» Recorded data:
--*--
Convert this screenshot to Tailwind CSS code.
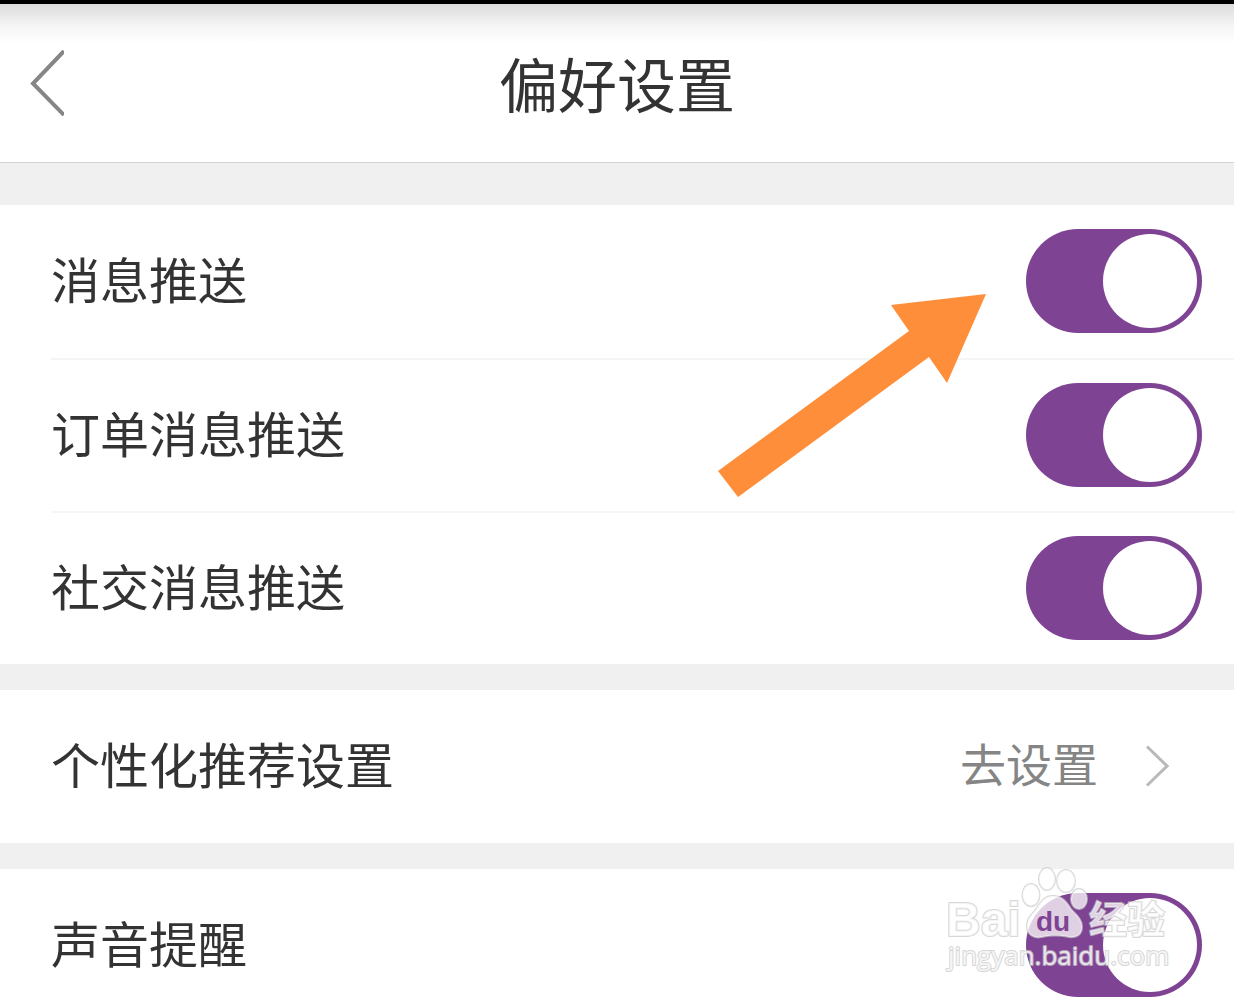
<!DOCTYPE html>
<html lang="zh-CN">

<head>
  <meta charset="UTF-8">
  <meta name="viewport" content="width=device-width, initial-scale=1.0">
  <title>偏好设置</title>
  <script src="https://cdn.jsdelivr.net/npm/@tailwindcss/browser@4"></script>
</head>

<body class="h-screen overflow-hidden bg-[#f0f0f0] text-[#333333] font-['Noto_Sans_CJK_SC',sans-serif]">

  <!-- Header -->
  <header class="border-t-4 border-t-black border-b border-b-[#d4d4d4] bg-white">
    <div class="grid grid-cols-[1fr_auto_1fr] items-center h-[158px] px-[30px] bg-linear-to-b from-[#dcdcdc] via-[#f5f5f5] via-[22px] to-white to-[40px]">
      <button type="button" aria-label="返回" class="justify-self-start">
        <svg class="block w-[34px] h-[66px]" viewBox="0 0 34 66" fill="none" stroke="#868686" stroke-width="4">
          <path d="M34 1L3 33.5L34 65" />
        </svg>
      </button>
      <h1 class="text-[59px] leading-[80px]">偏好设置</h1>
    </div>
  </header>

  <main class="mt-[42px] flex flex-col gap-[26px]">

    <!-- Push settings -->
    <section class="relative bg-white pl-[51px] text-[49px]">
      <div class="flex items-center justify-between h-[153px] pr-8 pb-0.5">
        <label for="push" class="pb-1.5">消息推送</label>
        <input id="push" type="checkbox" checked class="appearance-none flex items-center w-[176px] h-[104px] p-[5px] rounded-full bg-[#bbbbbb] checked:bg-[#7f4394] checked:justify-end before:block before:size-[94px] before:rounded-full before:bg-white">
      </div>
      <div class="flex items-center justify-between h-[153px] pr-8 pb-0.5 border-t-2 border-[#f5f5f5]">
        <label for="order-push" class="pb-1.5">订单消息推送</label>
        <input id="order-push" type="checkbox" checked class="appearance-none flex items-center w-[176px] h-[104px] p-[5px] rounded-full bg-[#bbbbbb] checked:bg-[#7f4394] checked:justify-end before:block before:size-[94px] before:rounded-full before:bg-white">
      </div>
      <div class="flex items-center justify-between h-[153px] pr-8 pb-0.5 border-t-2 border-[#f5f5f5]">
        <label for="social-push" class="pb-1.5">社交消息推送</label>
        <input id="social-push" type="checkbox" checked class="appearance-none flex items-center w-[176px] h-[104px] p-[5px] rounded-full bg-[#bbbbbb] checked:bg-[#7f4394] checked:justify-end before:block before:size-[94px] before:rounded-full before:bg-white">
      </div>

      <!-- Arrow pointing at the first switch -->
      <svg class="absolute top-[89px] right-[247px] w-[270px] h-[204px] pointer-events-none" viewBox="0 0 270 204" aria-hidden="true">
        <path fill="#ff8e3a" d="M269 0L230 89L212 63L21 203L1 177L192 37L174 11Z" />
      </svg>
    </section>

    <!-- Recommendations -->
    <section class="bg-white">
      <a href="#" class="flex items-center h-[153px] pl-[51px] pr-[65px] pb-0.5">
        <span class="pb-1.5 text-[49px]">个性化推荐设置</span>
        <span class="ml-auto pb-1.5 text-[46px] text-[#858585]">去设置</span>
        <svg class="ml-[47px] w-6 h-[42px]" viewBox="0 0 24 42" fill="none" stroke="#b9b9b9" stroke-width="3">
          <path d="M2 1.5L22 21L2 40.5" />
        </svg>
      </a>
    </section>

    <!-- Sound -->
    <section class="relative bg-white pl-[51px] text-[49px]">
      <div class="flex items-center justify-between h-[153px] pr-8 pb-0.5">
        <label for="sound" class="pb-1.5">声音提醒</label>
        <input id="sound" type="checkbox" checked class="appearance-none flex items-center w-[176px] h-[104px] p-[5px] rounded-full bg-[#bbbbbb] checked:bg-[#7f4394] checked:justify-end before:block before:size-[94px] before:rounded-full before:bg-white">
      </div>

      <!-- Watermark -->
      <svg class="absolute -top-[9px] right-[58px] w-[236px] h-[120px] pointer-events-none" viewBox="0 0 236 120" fill="#ffffff" fill-opacity="0.75" stroke="#c6c6c6" stroke-opacity="0.7" stroke-width="2" stroke-linejoin="round" paint-order="stroke">
        <text x="6" y="76" class="text-[48px] font-bold font-['Liberation_Sans',sans-serif]">Bai</text>
        <ellipse cx="91" cy="35" rx="8.5" ry="11" />
        <ellipse cx="107" cy="19" rx="8" ry="11" />
        <ellipse cx="126" cy="21" rx="9" ry="11" />
        <ellipse cx="139" cy="39" rx="8" ry="10" />
        <path d="M113 36C123 36 127 43 131 49C135 54 142 58 142 67C142 75 136 78 129 77C119 75 111 75 102 77C93 79 87 74 87 66C87 57 93 54 97 48C101 42 104 36 113 36Z" />
        <text x="96" y="71" fill="#7f4394" fill-opacity="1" stroke="none" class="text-[28px] font-bold font-['Liberation_Sans',sans-serif]">du</text>
        <text x="149" y="73" class="text-[38px] font-bold font-['Noto_Sans_CJK_SC',sans-serif]">经验</text>
        <text x="8" y="105" class="text-[26px] font-['Open_Sans',sans-serif]">jingyan.baidu.com</text>
      </svg>
    </section>

  </main>

</body>

</html>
--*--
» Written problem:
Pictures in the data above should not be copied; transcribe everything else exactly.

» Written reply:
Convert this screenshot to Tailwind CSS code.
<!DOCTYPE html>
<html lang="zh-CN">

<head>
  <meta charset="UTF-8">
  <meta name="viewport" content="width=device-width, initial-scale=1.0">
  <title>偏好设置</title>
  <script src="https://cdn.jsdelivr.net/npm/@tailwindcss/browser@4"></script>
</head>

<body class="h-screen overflow-hidden bg-[#f0f0f0] text-[#333333] font-['Noto_Sans_CJK_SC',sans-serif]">

  <!-- Header -->
  <header class="border-t-4 border-t-black border-b border-b-[#d4d4d4] bg-white">
    <div class="grid grid-cols-[1fr_auto_1fr] items-center h-[158px] px-[30px] bg-linear-to-b from-[#dcdcdc] via-[#f5f5f5] via-[22px] to-white to-[40px]">
      <button type="button" aria-label="返回" class="justify-self-start">
        <svg class="block w-[34px] h-[66px]" viewBox="0 0 34 66" fill="none" stroke="#868686" stroke-width="4">
          <path d="M34 1L3 33.5L34 65" />
        </svg>
      </button>
      <h1 class="text-[59px] leading-[80px]">偏好设置</h1>
    </div>
  </header>

  <main class="mt-[42px] flex flex-col gap-[26px]">

    <!-- Push settings -->
    <section class="relative bg-white pl-[51px] text-[49px]">
      <div class="flex items-center justify-between h-[153px] pr-8 pb-0.5">
        <label for="push" class="pb-1.5">消息推送</label>
        <input id="push" type="checkbox" checked class="appearance-none flex items-center w-[176px] h-[104px] p-[5px] rounded-full bg-[#bbbbbb] checked:bg-[#7f4394] checked:justify-end before:block before:size-[94px] before:rounded-full before:bg-white">
      </div>
      <div class="flex items-center justify-between h-[153px] pr-8 pb-0.5 border-t-2 border-[#f5f5f5]">
        <label for="order-push" class="pb-1.5">订单消息推送</label>
        <input id="order-push" type="checkbox" checked class="appearance-none flex items-center w-[176px] h-[104px] p-[5px] rounded-full bg-[#bbbbbb] checked:bg-[#7f4394] checked:justify-end before:block before:size-[94px] before:rounded-full before:bg-white">
      </div>
      <div class="flex items-center justify-between h-[153px] pr-8 pb-0.5 border-t-2 border-[#f5f5f5]">
        <label for="social-push" class="pb-1.5">社交消息推送</label>
        <input id="social-push" type="checkbox" checked class="appearance-none flex items-center w-[176px] h-[104px] p-[5px] rounded-full bg-[#bbbbbb] checked:bg-[#7f4394] checked:justify-end before:block before:size-[94px] before:rounded-full before:bg-white">
      </div>

      <!-- Arrow pointing at the first switch -->
      <svg class="absolute top-[89px] right-[247px] w-[270px] h-[204px] pointer-events-none" viewBox="0 0 270 204" aria-hidden="true">
        <path fill="#ff8e3a" d="M269 0L230 89L212 63L21 203L1 177L192 37L174 11Z" />
      </svg>
    </section>

    <!-- Recommendations -->
    <section class="bg-white">
      <a href="#" class="flex items-center h-[153px] pl-[51px] pr-[65px] pb-0.5">
        <span class="pb-1.5 text-[49px]">个性化推荐设置</span>
        <span class="ml-auto pb-1.5 text-[46px] text-[#858585]">去设置</span>
        <svg class="ml-[47px] w-6 h-[42px]" viewBox="0 0 24 42" fill="none" stroke="#b9b9b9" stroke-width="3">
          <path d="M2 1.5L22 21L2 40.5" />
        </svg>
      </a>
    </section>

    <!-- Sound -->
    <section class="relative bg-white pl-[51px] text-[49px]">
      <div class="flex items-center justify-between h-[153px] pr-8 pb-0.5">
        <label for="sound" class="pb-1.5">声音提醒</label>
        <input id="sound" type="checkbox" checked class="appearance-none flex items-center w-[176px] h-[104px] p-[5px] rounded-full bg-[#bbbbbb] checked:bg-[#7f4394] checked:justify-end before:block before:size-[94px] before:rounded-full before:bg-white">
      </div>

      <!-- Watermark -->
      <svg class="absolute -top-[9px] right-[58px] w-[236px] h-[120px] pointer-events-none" viewBox="0 0 236 120" fill="#ffffff" fill-opacity="0.75" stroke="#c6c6c6" stroke-opacity="0.7" stroke-width="2" stroke-linejoin="round" paint-order="stroke">
        <text x="6" y="76" class="text-[48px] font-bold font-['Liberation_Sans',sans-serif]">Bai</text>
        <ellipse cx="91" cy="35" rx="8.5" ry="11" />
        <ellipse cx="107" cy="19" rx="8" ry="11" />
        <ellipse cx="126" cy="21" rx="9" ry="11" />
        <ellipse cx="139" cy="39" rx="8" ry="10" />
        <path d="M113 36C123 36 127 43 131 49C135 54 142 58 142 67C142 75 136 78 129 77C119 75 111 75 102 77C93 79 87 74 87 66C87 57 93 54 97 48C101 42 104 36 113 36Z" />
        <text x="96" y="71" fill="#7f4394" fill-opacity="1" stroke="none" class="text-[28px] font-bold font-['Liberation_Sans',sans-serif]">du</text>
        <text x="149" y="73" class="text-[38px] font-bold font-['Noto_Sans_CJK_SC',sans-serif]">经验</text>
        <text x="8" y="105" class="text-[26px] font-['Open_Sans',sans-serif]">jingyan.baidu.com</text>
      </svg>
    </section>

  </main>

</body>

</html>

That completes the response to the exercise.